Back in 2014, scientists spotted water vapor blasting off Jupiter’s icy moon. It felt huge. A real find. The kind of discovery that changes how we look at the outer solar system.

“The evidence for water vapor plumes isn’t as strong as we thought,” Kurt Retherford said

Dr. Retherford works at Southwest Research Institute. He helped make that initial claim. Now? He’s backtracking. So is the rest of the team.

A new study digs into old Hubble data. Specifically the stuff gathered by the Space Telescope Imaging Spectrogragh. Dates matter here: 1999 plus chunks of time between 2012-2020.

They looked at Lyman-alpha emission. Ultraviolet light. Hydrogen atoms scattering photons.

It sounds clean enough in a vacuum but placement is tricky.

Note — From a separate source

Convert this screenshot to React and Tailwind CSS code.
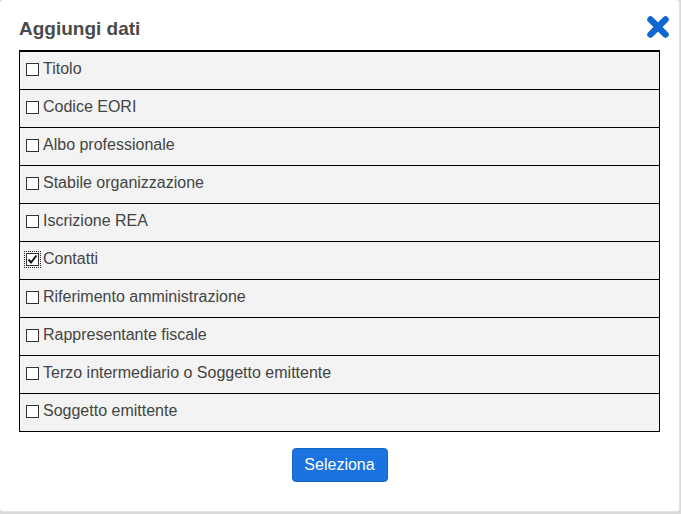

Hubble is precise but not perfect. The center of the image? That’s a fuzzy concept. Shift Europa’s position by just one pixel. Two pixels maybe. And suddenly the data means something else entirely.

Statistical noise starts to look like plumes. Or rather plumes look like noise.

Confidence dropped hard. We’re talking about going from 99.9% sure down to under 90%. That gap isn’t academic. It’s the difference between “fact” and “maybe.”

“The dataset doesn’t rule it out,” Retherford explained. “It just doesn’t prove it either.”

The phenomena described in that 2014 paper? It doesn’t hold water. Or vapor. Whatever the case may be the previous conclusions feel less sturdy now.

Does that mean there’s no atmosphere? Not even close. The new analysis actually clarifies things. We know more about the neutral hydrogen escaping Europa’s ice surface. It’s out there. Just maybe not in those spectacular fountains.

Enceladus does plumes right. So does Io, shooting sulfur dioxide into space.

We want Europa to be cool. We really do. Finding alien oceans requires some way to sample them. Plumes make sampling possible from a distance.

The hope stays alive.

The paper landed in Astronomy & Astrophysics on May 5th. Cite Roth et al if you need to. But look closely at the data and you see doubt creeping in.

“We still hope to find them”

It’s not a dismissal. Just a pause. The moon sits there quiet under its ice shell. We keep staring through telescopes. Waiting for the pixels to line up again.

Maybe they will.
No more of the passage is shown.